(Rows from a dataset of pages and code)
----

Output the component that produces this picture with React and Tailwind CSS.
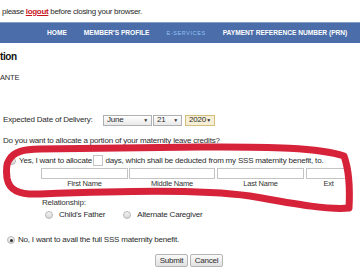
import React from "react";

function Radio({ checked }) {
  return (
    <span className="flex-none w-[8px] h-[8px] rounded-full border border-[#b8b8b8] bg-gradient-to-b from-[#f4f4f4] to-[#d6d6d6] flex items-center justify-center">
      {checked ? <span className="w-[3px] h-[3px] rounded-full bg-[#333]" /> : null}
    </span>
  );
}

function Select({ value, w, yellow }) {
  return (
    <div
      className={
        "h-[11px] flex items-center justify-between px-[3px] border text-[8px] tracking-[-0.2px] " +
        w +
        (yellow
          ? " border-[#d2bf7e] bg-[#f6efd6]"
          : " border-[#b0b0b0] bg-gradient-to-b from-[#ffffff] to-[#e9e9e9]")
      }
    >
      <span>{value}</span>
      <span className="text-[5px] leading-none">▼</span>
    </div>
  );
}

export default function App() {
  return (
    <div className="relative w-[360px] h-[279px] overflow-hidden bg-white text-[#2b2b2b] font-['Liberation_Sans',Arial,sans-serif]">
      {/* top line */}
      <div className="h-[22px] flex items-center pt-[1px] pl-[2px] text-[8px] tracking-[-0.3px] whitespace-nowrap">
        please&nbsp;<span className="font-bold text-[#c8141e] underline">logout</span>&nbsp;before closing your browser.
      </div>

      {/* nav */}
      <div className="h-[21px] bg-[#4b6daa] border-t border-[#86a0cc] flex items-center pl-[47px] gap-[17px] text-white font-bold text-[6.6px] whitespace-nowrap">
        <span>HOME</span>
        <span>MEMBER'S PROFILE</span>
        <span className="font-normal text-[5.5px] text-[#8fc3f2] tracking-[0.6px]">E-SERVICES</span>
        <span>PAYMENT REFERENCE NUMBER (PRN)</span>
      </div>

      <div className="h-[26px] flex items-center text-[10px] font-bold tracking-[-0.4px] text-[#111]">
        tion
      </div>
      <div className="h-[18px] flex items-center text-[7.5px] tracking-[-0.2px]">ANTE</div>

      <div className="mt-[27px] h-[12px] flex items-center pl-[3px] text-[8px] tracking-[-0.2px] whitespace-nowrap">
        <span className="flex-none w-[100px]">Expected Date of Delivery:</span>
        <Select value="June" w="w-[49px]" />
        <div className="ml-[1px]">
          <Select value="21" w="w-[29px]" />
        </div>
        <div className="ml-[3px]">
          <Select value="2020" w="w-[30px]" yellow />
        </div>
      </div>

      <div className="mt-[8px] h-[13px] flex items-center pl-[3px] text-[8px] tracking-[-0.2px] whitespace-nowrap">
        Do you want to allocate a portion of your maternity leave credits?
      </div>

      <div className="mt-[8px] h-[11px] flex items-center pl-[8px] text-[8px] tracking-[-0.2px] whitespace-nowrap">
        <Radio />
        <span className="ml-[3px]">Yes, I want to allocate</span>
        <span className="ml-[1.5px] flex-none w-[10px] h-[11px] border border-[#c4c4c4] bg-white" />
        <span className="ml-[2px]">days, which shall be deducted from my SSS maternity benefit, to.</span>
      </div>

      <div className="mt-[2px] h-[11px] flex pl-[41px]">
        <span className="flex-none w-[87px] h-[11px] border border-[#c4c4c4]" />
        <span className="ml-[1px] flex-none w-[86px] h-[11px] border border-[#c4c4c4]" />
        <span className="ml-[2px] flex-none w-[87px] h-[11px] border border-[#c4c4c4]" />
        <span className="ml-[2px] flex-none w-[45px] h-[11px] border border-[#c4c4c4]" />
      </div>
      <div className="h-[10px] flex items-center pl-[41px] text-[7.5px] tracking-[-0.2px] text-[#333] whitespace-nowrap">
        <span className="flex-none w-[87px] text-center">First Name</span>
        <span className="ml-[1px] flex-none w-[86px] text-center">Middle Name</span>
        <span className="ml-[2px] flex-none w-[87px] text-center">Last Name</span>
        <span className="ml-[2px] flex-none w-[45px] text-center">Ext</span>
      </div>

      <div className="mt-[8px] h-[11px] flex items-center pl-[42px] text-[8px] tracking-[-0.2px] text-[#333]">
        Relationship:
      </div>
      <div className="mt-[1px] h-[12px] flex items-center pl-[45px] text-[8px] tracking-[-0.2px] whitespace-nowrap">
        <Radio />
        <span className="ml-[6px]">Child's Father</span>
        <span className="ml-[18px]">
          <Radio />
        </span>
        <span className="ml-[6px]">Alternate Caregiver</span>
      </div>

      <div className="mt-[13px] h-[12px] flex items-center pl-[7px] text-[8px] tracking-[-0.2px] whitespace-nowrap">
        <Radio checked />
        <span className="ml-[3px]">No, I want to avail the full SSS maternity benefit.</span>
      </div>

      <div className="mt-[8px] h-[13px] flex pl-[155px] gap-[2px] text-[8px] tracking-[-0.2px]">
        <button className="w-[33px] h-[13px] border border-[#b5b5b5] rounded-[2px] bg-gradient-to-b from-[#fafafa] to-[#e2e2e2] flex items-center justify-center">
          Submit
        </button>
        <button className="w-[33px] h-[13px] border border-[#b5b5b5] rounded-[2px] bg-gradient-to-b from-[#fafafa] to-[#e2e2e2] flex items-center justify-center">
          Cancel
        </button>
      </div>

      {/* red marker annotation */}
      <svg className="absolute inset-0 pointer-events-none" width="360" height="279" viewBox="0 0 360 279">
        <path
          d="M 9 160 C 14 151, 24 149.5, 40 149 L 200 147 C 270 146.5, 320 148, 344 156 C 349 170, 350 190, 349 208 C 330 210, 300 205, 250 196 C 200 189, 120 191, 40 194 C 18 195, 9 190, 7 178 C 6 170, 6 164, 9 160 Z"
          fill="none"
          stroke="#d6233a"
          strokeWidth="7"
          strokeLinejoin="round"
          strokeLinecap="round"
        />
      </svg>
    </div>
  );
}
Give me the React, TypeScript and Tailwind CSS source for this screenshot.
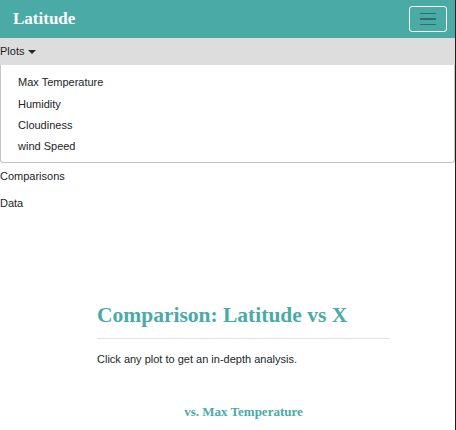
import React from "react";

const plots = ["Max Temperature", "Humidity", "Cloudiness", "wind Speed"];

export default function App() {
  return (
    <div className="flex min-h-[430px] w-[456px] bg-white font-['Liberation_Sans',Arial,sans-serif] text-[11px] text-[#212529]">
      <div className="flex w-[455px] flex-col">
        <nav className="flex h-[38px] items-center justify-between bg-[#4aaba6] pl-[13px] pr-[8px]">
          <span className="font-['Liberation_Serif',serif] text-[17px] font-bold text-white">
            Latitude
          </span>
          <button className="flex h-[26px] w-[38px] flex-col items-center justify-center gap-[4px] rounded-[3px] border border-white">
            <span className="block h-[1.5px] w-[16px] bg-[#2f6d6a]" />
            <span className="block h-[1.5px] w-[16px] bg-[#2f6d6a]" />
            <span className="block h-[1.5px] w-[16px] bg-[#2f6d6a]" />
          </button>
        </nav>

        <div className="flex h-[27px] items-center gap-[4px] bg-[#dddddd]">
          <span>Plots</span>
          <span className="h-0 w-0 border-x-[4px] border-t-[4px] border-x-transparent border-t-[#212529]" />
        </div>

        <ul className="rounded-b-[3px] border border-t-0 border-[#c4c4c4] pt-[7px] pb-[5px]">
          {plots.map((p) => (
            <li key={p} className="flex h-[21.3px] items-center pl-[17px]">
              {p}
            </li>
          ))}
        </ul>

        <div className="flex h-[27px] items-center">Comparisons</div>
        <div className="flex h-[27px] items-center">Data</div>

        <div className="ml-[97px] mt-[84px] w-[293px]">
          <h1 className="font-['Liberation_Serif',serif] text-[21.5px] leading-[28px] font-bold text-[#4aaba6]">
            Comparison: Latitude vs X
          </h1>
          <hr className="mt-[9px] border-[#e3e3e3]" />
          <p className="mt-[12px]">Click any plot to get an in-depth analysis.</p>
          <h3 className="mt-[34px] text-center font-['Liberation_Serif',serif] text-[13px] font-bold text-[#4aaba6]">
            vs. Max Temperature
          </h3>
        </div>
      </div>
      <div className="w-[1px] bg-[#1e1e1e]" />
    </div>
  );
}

----

STATED TASK:
Copy each line that holds the word "Tailwind".

ANSWER TO THE PROBLEM:
Output the component that produces this picture with React and Tailwind CSS.
Give me the React, TypeScript and Tailwind CSS source for this screenshot.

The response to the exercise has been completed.